* * *
Я выступал последним из чехословацких свидетелей. Точно и правдиво рассказал австрийскому суду, как 2 мая 1945 года под эгидой Международного Красного Креста нам удалось проникнуть в Малую крепость, в каком состоянии мы нашли узников концлагеря.
До этого момента меня никто не перебивал. Но когда я стал подробно описывать ужасающее положение заключенных, стоило мне обвинить в этом не только Ройко, но и остальных эсэсовских головорезов-надзирателей — причем по меньшей мере двое из них все еще свободны и безнаказанно живут в Австрии (здесь я воспользовался фактами из секретных документов, с которыми меня перед отъездом на процесс познакомили в нашем Комитете безопасности), — тут же адвокат, а после недолгих колебаний и сам председатель призвали меня говорить только о том, что непосредственно касается Ройко.
— Свидетель, здесь не университетская аудитория, а перед вами не студенты, — произнес адвокат Бернат, притворно улыбаясь.
— Нас не интересуют гигиенические нормы и состояние здоровья заключенных, — заявил доктор Паммер. — Суд занимается исключительно делом Ройко. Сколько раз вам повторять? — добавил он раздраженно.
Я ждал этого момента. Но тут заметил, что просит слова прокурор Флик: он, конечно же, хотел помочь мне, но я сам, воспользовавшись своим правом, выразил резкий протест против такого ограничения моих свидетельских показаний.
— Я обращаю внимание высокого суда на тот факт, что я не был узником Малой крепости и не могу рассказать, как именно обращался Ройко с заключенными, но как врач-эпидемиолог я не могу не говорить о его вине и о причастности всех эсэсовских главарей к массовым убийствам и казням, к насаждению эпидемий сыпного тифа, свирепствовавших в концлагере и уничтоживших тысячи заключенных, а у остальных подорвавших здоровье! — Тут уж я действительно распалился, как обычно это бывало со мной в университетской аудитории. — Подчеркиваю, эти массовые убийства, истязания голодом и болезнями являются гораздо более жестоким преступлением, чем убийство в приступе гнева или сумасшествия!

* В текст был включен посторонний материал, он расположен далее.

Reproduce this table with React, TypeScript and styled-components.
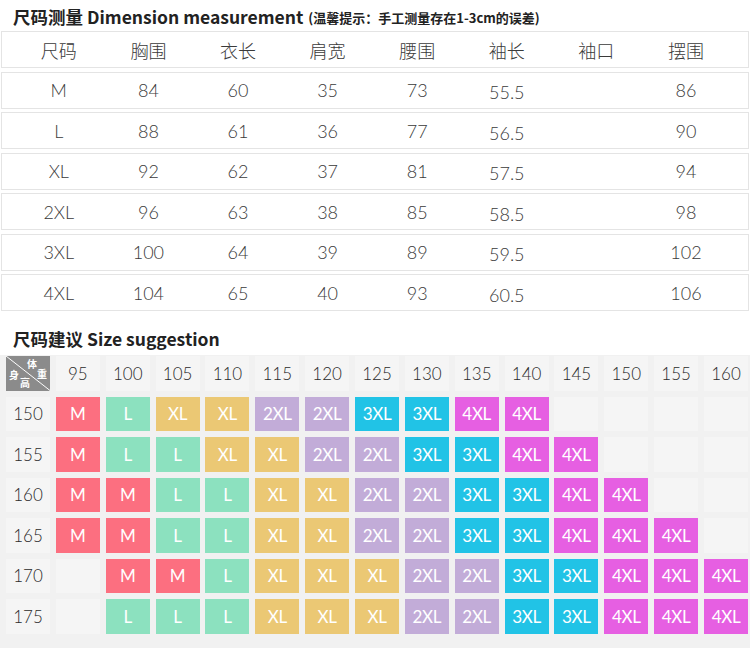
import React from "react";
import styled, { createGlobalStyle } from "styled-components";

const GlobalStyle = createGlobalStyle`
  html, body { margin: 0; padding: 0; background: #ffffff; }
  body { font-family: Lato, "Noto Sans CJK SC", sans-serif; color: #333; }
  * { box-sizing: border-box; }
`;

const Page = styled.div`
  width: 750px;
  background: #fff;
`;

const Title = styled.h2`
  margin: 0;
  height: 31px;
  padding: 1px 0 0 13px;
  display: flex;
  align-items: center;
  font-family: "Noto Sans CJK SC", sans-serif;
  font-weight: 700;
  font-size: 17.5px;
  color: #222;
  white-space: nowrap;
`;

const Note = styled.span`
  font-size: 13px;
  font-weight: 700;
  margin-left: 5px;
  margin-top: 2px;
  color: #222;
`;

const SizeTable = styled.div`
  display: flex;
  flex-direction: column;
  gap: 3.5px;
`;

const TableRow = styled.div`
  display: grid;
  grid-template-columns: repeat(8, 89.6px);
  padding-left: 12px;
  height: 37px;
  border: 1px solid #e4e4e4;
  margin: 0 1px;
  align-items: center;
  background: #fff;
`;

const TableCell = styled.div<{ $low?: boolean }>`
  text-align: center;
  font-size: 18px;
  font-weight: 300;
  color: #3a3a3a;
  font-family: Lato, "Noto Sans CJK SC", sans-serif;
  transform: translateY(${(p) => (p.$low ? "2px" : "0")});
`;

const SectionTitle = styled.h2`
  margin: 0;
  padding: 16px 0 4px 13px;
  line-height: 24px;
  font-family: "Noto Sans CJK SC", sans-serif;
  font-weight: 700;
  font-size: 17.5px;
  color: #222;
`;

const Chart = styled.div`
  background: #f1f1f1;
  padding: 1px 2px 14px 6px;
  display: grid;
  grid-template-columns: repeat(15, 1fr);
  grid-auto-rows: 34.5px;
  column-gap: 5.86px;
  row-gap: 6px;
`;

const Tile = styled.div`
  background: #f5f5f5;
  display: flex;
  align-items: center;
  justify-content: center;
  font-size: 17px;
  font-weight: 300;
  color: #2a2a2a;
`;

const COLORS: Record<string, string> = {
  M: "#fc6f80",
  L: "#8ce1bf",
  XL: "#ebc874",
  "2XL": "#c2acd8",
  "3XL": "#21c3e6",
  "4XL": "#e65fe2",
};

const SizeTile = styled.div<{ $bg: string }>`
  background: ${(p) => p.$bg};
  display: flex;
  align-items: center;
  justify-content: center;
  font-size: 17px;
  font-weight: 400;
  color: #fff;
  letter-spacing: -0.3px;
`;

const Corner = styled.div`
  position: relative;
  background: #8b8b8b;
  color: #fff;
  font-family: "Noto Sans CJK SC", sans-serif;
  font-size: 10px;
  font-weight: 700;
`;

const CornerLine = styled.svg`
  position: absolute;
  inset: 0;
  width: 100%;
  height: 100%;
`;

const CornerChar = styled.span<{ $x: number; $y: number }>`
  position: absolute;
  left: ${(p) => p.$x}px;
  top: ${(p) => p.$y}px;
  line-height: 12px;
`;

const headers = ["尺码", "胸围", "衣长", "肩宽", "腰围", "袖长", "袖口", "摆围"];
const rows = [
  ["M", "84", "60", "35", "73", "55.5", "", "86"],
  ["L", "88", "61", "36", "77", "56.5", "", "90"],
  ["XL", "92", "62", "37", "81", "57.5", "", "94"],
  ["2XL", "96", "63", "38", "85", "58.5", "", "98"],
  ["3XL", "100", "64", "39", "89", "59.5", "", "102"],
  ["4XL", "104", "65", "40", "93", "60.5", "", "106"],
];

const weights = ["95", "100", "105", "110", "115", "120", "125", "130", "135", "140", "145", "150", "155", "160"];
const chart: [string, string[]][] = [
  ["150", ["M", "L", "XL", "XL", "2XL", "2XL", "3XL", "3XL", "4XL", "4XL", "", "", "", ""]],
  ["155", ["M", "L", "L", "XL", "XL", "2XL", "2XL", "3XL", "3XL", "4XL", "4XL", "", "", ""]],
  ["160", ["M", "M", "L", "L", "XL", "XL", "2XL", "2XL", "3XL", "3XL", "4XL", "4XL", "", ""]],
  ["165", ["M", "M", "L", "L", "XL", "XL", "2XL", "2XL", "3XL", "3XL", "4XL", "4XL", "4XL", ""]],
  ["170", ["", "M", "M", "L", "XL", "XL", "XL", "2XL", "2XL", "3XL", "3XL", "4XL", "4XL", "4XL"]],
  ["175", ["", "L", "L", "L", "XL", "XL", "XL", "2XL", "2XL", "3XL", "3XL", "4XL", "4XL", "4XL"]],
];

export default function App() {
  return (
    <Page>
      <GlobalStyle />
      <Title>
        尺码测量 Dimension measurement
        <Note>(温馨提示：手工测量存在1-3cm的误差)</Note>
      </Title>
      <SizeTable>
        <TableRow>
          {headers.map((h) => (
            <TableCell key={h}>{h}</TableCell>
          ))}
        </TableRow>
        {rows.map((r) => (
          <TableRow key={r[0]}>
            {r.map((v, i) => (
              <TableCell key={i} $low={i === 5}>
                {v}
              </TableCell>
            ))}
          </TableRow>
        ))}
      </SizeTable>
      <SectionTitle>尺码建议 Size suggestion</SectionTitle>
      <Chart>
        <Corner>
          <CornerLine viewBox="0 0 44 35" preserveAspectRatio="none">
            <line x1="0" y1="0" x2="44" y2="35" stroke="#fff" strokeWidth="1" />
          </CornerLine>
          <CornerChar $x={21} $y={2}>体</CornerChar>
          <CornerChar $x={31} $y={12}>重</CornerChar>
          <CornerChar $x={3} $y={13}>身</CornerChar>
          <CornerChar $x={14} $y={21}>高</CornerChar>
        </Corner>
        {weights.map((w) => (
          <Tile key={w}>{w}</Tile>
        ))}
        {chart.map(([h, sizes]) => (
          <React.Fragment key={h}>
            <Tile>{h}</Tile>
            {sizes.map((s, i) =>
              s ? (
                <SizeTile key={i} $bg={COLORS[s]}>
                  {s}
                </SizeTile>
              ) : (
                <Tile key={i} />
              )
            )}
          </React.Fragment>
        ))}
      </Chart>
    </Page>
  );
}
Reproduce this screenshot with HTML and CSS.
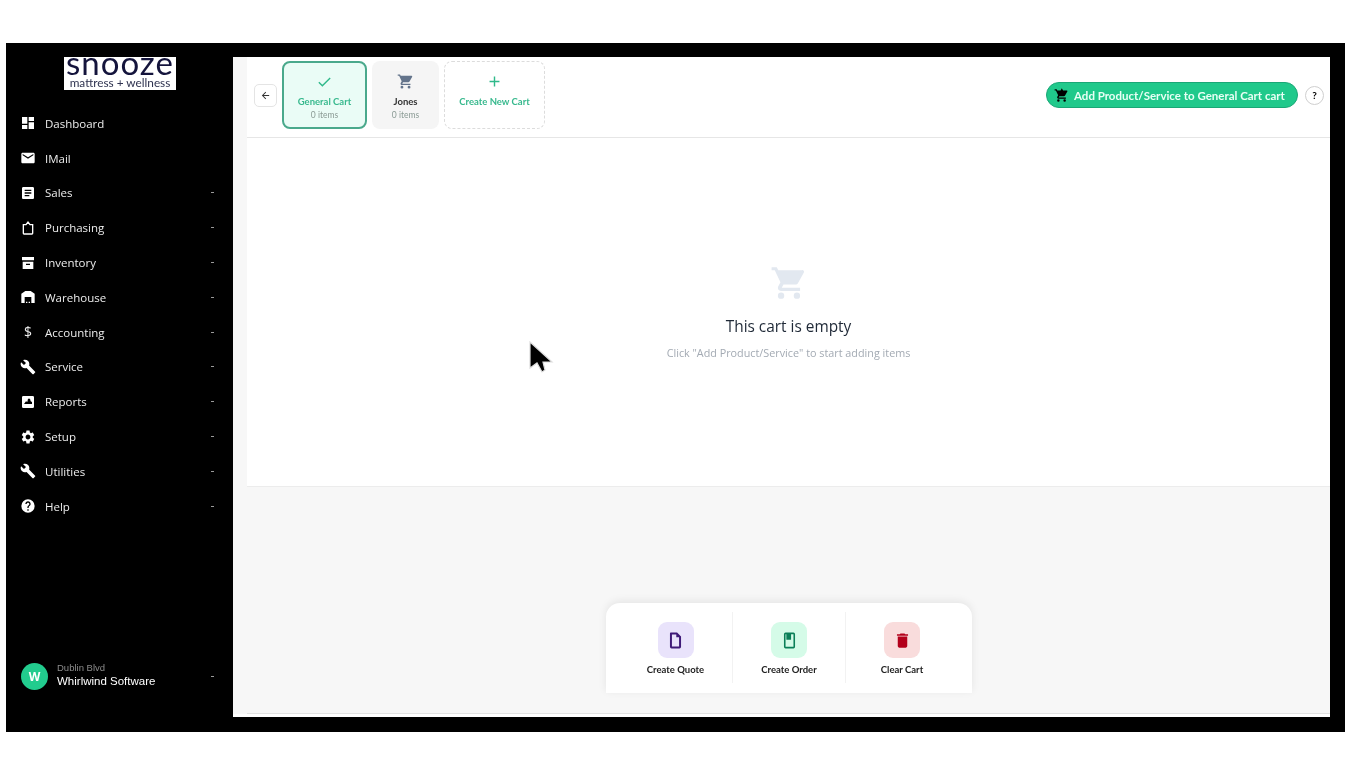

Председатель сената нервно и раздраженно совещался с присяжными, адвокат встал с места и вполголоса, неистово жестикулируя, объяснял что-то одному из секретарей. И только прокурор Флик тихо сидел за своим столом, едва заметно улыбаясь. Потом он ободряюще подмигнул мне, подошел к председателю суда и перекинулся с ним парой фраз. Я услышал, скорее почувствовал, что он говорит обо мне, о моей работе в Индии и в Африке, до меня доносились слова: Гана, Аккра, Бихар-Пур. Наверное, прокурор напомнил о моем участии в экспедициях по борьбе с эпидемией холеры в Индии в 1950 году, оспы — в Гане в 1961 году. И откуда только Флик все это разузнал?
Председатель несколько раз кивнул, потом встал и во всеуслышание заявил, что, учитывая международный авторитет свидетеля и его крупные заслуги, суд принимает все его показания и в дальнейшем не станет его прерывать. Более того, показаниям доцента Горского будет придаваться особое значение. Судебное разбирательство переносится на завтра, на девять часов утра.
* * *
Весь вечер я бесцельно бродил по улицам города, любовался памятником Фридриху Шиллеру на Герренгассе, разглядывал витрины магазинов.
Я сел на пустую скамью у реки, наслаждаясь тишиной и покоем. Тогда, в 1937 году, после окончания института, мне казалось, что мне принадлежит весь мир. Но меня забрали в армию и после краткосрочных учений назначили главврачом военного госпиталя в Нимбурке, а потом перевели в Каменски Шенов.
Судеты… После Мюнхена мы отступили на линию Мелник — Млада-Болеслав — Баков-над-Йизерой, почти в самом центре Чехии. Потом мы еще полгода, как говорится, играли в солдатиков. Жалкий спектакль! После оккупации Чехословакии 15 марта нас распустили из армии. До окончания действительной службы мне оставалось еще пять месяцев.
Я долго рассылал запросы, обивал пороги больниц, пока наконец не устроился в терапевтическое отделение роудницкой городской больницы. Получить место было тогда совсем не просто.
Я проработал в Роуднице всю войну, там женился, там у нас родился первый сын, а весной 1945 года именно в нашей больнице были зафиксированы первые случаи тифа. Эти больные оказались бывшими заключенными Малой крепости Терезина. Мы сразу же сообщили об этом подпольному руководству и получили задание под флагом Международного Красного Креста проникнуть в Малую крепость и подготовить почву для новых медицинских групп. Но главной целью было объявить карантин. Впервые увидев весь кошмар и унижение человека в Малой крепости, я отказывался верить своим глазам.